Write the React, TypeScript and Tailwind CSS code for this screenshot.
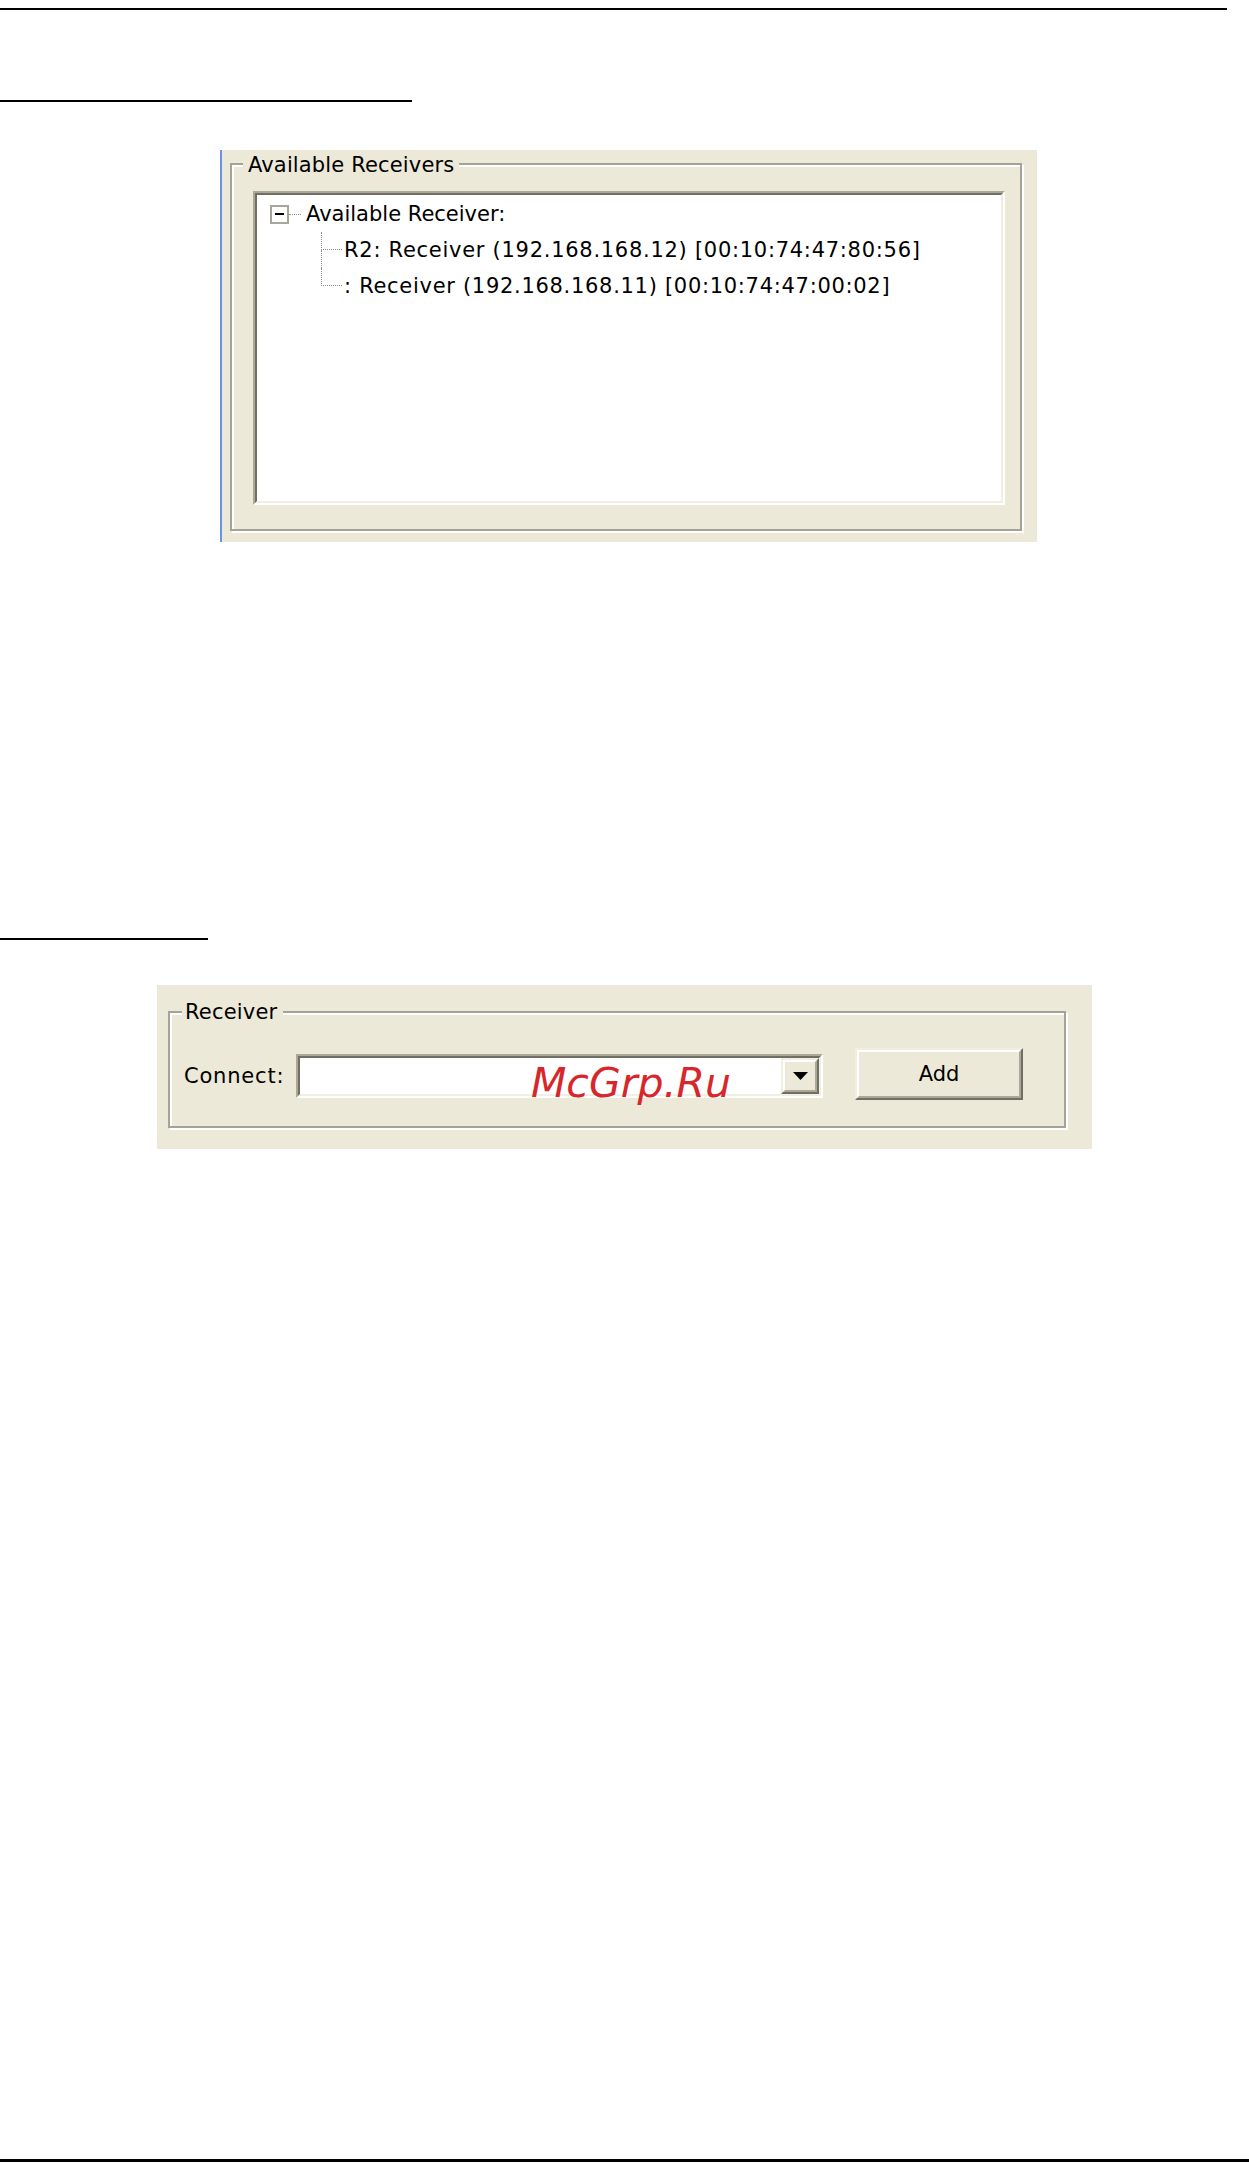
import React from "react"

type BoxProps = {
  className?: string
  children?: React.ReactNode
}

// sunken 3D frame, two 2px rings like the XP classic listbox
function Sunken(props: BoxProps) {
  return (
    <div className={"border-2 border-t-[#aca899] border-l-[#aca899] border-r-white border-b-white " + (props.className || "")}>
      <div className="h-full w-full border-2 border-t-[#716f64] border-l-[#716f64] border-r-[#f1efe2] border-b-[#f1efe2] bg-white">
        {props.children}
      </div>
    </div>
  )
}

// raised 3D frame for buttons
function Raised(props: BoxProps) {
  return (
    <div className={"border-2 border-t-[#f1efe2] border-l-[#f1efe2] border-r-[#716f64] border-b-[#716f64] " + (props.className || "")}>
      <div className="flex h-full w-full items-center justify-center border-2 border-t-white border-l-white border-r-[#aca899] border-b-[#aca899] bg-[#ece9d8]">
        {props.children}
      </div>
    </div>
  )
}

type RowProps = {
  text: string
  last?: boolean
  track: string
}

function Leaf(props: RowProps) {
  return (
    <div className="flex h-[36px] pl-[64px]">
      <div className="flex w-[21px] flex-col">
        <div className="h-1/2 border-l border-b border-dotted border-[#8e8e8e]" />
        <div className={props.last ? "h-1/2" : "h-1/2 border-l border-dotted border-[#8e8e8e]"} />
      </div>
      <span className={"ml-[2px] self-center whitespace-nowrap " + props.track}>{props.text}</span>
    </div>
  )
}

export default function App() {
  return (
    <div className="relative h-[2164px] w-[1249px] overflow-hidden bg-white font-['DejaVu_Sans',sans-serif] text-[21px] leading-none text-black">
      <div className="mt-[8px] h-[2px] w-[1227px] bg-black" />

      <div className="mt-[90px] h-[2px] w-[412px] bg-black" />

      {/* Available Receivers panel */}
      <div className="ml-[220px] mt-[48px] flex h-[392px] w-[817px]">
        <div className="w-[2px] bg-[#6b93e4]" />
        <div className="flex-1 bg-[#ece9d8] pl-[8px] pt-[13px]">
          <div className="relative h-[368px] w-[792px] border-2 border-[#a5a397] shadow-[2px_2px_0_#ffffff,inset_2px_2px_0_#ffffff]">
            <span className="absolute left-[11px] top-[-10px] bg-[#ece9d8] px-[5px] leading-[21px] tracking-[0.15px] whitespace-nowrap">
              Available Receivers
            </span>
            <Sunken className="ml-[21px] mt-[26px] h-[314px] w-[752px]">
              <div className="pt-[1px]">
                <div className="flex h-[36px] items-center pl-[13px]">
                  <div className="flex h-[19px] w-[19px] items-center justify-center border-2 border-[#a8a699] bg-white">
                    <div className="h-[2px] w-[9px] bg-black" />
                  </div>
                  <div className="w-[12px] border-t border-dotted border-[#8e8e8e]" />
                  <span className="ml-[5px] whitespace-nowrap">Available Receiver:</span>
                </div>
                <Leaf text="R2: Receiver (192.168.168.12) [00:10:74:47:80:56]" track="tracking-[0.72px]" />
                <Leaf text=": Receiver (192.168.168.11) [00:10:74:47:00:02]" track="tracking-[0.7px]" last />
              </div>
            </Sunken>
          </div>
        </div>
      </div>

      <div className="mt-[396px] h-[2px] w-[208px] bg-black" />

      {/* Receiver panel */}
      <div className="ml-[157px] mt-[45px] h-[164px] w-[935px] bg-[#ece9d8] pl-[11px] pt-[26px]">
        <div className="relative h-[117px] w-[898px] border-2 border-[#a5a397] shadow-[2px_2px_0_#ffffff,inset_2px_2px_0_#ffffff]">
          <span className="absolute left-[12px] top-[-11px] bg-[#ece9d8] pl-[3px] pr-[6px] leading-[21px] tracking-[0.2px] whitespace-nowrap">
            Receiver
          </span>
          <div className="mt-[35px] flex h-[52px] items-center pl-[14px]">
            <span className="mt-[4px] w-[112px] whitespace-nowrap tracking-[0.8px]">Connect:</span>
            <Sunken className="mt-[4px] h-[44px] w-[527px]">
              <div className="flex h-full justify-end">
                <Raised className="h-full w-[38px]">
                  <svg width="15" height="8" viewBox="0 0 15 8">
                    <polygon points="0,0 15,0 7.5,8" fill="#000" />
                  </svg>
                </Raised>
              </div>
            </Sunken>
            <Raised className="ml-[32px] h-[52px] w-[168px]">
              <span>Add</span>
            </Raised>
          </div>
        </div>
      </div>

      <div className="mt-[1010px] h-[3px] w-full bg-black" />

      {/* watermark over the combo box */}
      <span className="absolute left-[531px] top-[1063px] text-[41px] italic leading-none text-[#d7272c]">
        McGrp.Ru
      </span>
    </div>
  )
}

= EXERCISE PROMPT =
Repeat all the data as it stands, dropping any images it holds.

= ANSWER TO THIS EXERCISE =
Write the React, TypeScript and Tailwind CSS code for this screenshot.
import React from "react"

type BoxProps = {
  className?: string
  children?: React.ReactNode
}

// sunken 3D frame, two 2px rings like the XP classic listbox
function Sunken(props: BoxProps) {
  return (
    <div className={"border-2 border-t-[#aca899] border-l-[#aca899] border-r-white border-b-white " + (props.className || "")}>
      <div className="h-full w-full border-2 border-t-[#716f64] border-l-[#716f64] border-r-[#f1efe2] border-b-[#f1efe2] bg-white">
        {props.children}
      </div>
    </div>
  )
}

// raised 3D frame for buttons
function Raised(props: BoxProps) {
  return (
    <div className={"border-2 border-t-[#f1efe2] border-l-[#f1efe2] border-r-[#716f64] border-b-[#716f64] " + (props.className || "")}>
      <div className="flex h-full w-full items-center justify-center border-2 border-t-white border-l-white border-r-[#aca899] border-b-[#aca899] bg-[#ece9d8]">
        {props.children}
      </div>
    </div>
  )
}

type RowProps = {
  text: string
  last?: boolean
  track: string
}

function Leaf(props: RowProps) {
  return (
    <div className="flex h-[36px] pl-[64px]">
      <div className="flex w-[21px] flex-col">
        <div className="h-1/2 border-l border-b border-dotted border-[#8e8e8e]" />
        <div className={props.last ? "h-1/2" : "h-1/2 border-l border-dotted border-[#8e8e8e]"} />
      </div>
      <span className={"ml-[2px] self-center whitespace-nowrap " + props.track}>{props.text}</span>
    </div>
  )
}

export default function App() {
  return (
    <div className="relative h-[2164px] w-[1249px] overflow-hidden bg-white font-['DejaVu_Sans',sans-serif] text-[21px] leading-none text-black">
      <div className="mt-[8px] h-[2px] w-[1227px] bg-black" />

      <div className="mt-[90px] h-[2px] w-[412px] bg-black" />

      {/* Available Receivers panel */}
      <div className="ml-[220px] mt-[48px] flex h-[392px] w-[817px]">
        <div className="w-[2px] bg-[#6b93e4]" />
        <div className="flex-1 bg-[#ece9d8] pl-[8px] pt-[13px]">
          <div className="relative h-[368px] w-[792px] border-2 border-[#a5a397] shadow-[2px_2px_0_#ffffff,inset_2px_2px_0_#ffffff]">
            <span className="absolute left-[11px] top-[-10px] bg-[#ece9d8] px-[5px] leading-[21px] tracking-[0.15px] whitespace-nowrap">
              Available Receivers
            </span>
            <Sunken className="ml-[21px] mt-[26px] h-[314px] w-[752px]">
              <div className="pt-[1px]">
                <div className="flex h-[36px] items-center pl-[13px]">
                  <div className="flex h-[19px] w-[19px] items-center justify-center border-2 border-[#a8a699] bg-white">
                    <div className="h-[2px] w-[9px] bg-black" />
                  </div>
                  <div className="w-[12px] border-t border-dotted border-[#8e8e8e]" />
                  <span className="ml-[5px] whitespace-nowrap">Available Receiver:</span>
                </div>
                <Leaf text="R2: Receiver (192.168.168.12) [00:10:74:47:80:56]" track="tracking-[0.72px]" />
                <Leaf text=": Receiver (192.168.168.11) [00:10:74:47:00:02]" track="tracking-[0.7px]" last />
              </div>
            </Sunken>
          </div>
        </div>
      </div>

      <div className="mt-[396px] h-[2px] w-[208px] bg-black" />

      {/* Receiver panel */}
      <div className="ml-[157px] mt-[45px] h-[164px] w-[935px] bg-[#ece9d8] pl-[11px] pt-[26px]">
        <div className="relative h-[117px] w-[898px] border-2 border-[#a5a397] shadow-[2px_2px_0_#ffffff,inset_2px_2px_0_#ffffff]">
          <span className="absolute left-[12px] top-[-11px] bg-[#ece9d8] pl-[3px] pr-[6px] leading-[21px] tracking-[0.2px] whitespace-nowrap">
            Receiver
          </span>
          <div className="mt-[35px] flex h-[52px] items-center pl-[14px]">
            <span className="mt-[4px] w-[112px] whitespace-nowrap tracking-[0.8px]">Connect:</span>
            <Sunken className="mt-[4px] h-[44px] w-[527px]">
              <div className="flex h-full justify-end">
                <Raised className="h-full w-[38px]">
                  <svg width="15" height="8" viewBox="0 0 15 8">
                    <polygon points="0,0 15,0 7.5,8" fill="#000" />
                  </svg>
                </Raised>
              </div>
            </Sunken>
            <Raised className="ml-[32px] h-[52px] w-[168px]">
              <span>Add</span>
            </Raised>
          </div>
        </div>
      </div>

      <div className="mt-[1010px] h-[3px] w-full bg-black" />

      {/* watermark over the combo box */}
      <span className="absolute left-[531px] top-[1063px] text-[41px] italic leading-none text-[#d7272c]">
        McGrp.Ru
      </span>
    </div>
  )
}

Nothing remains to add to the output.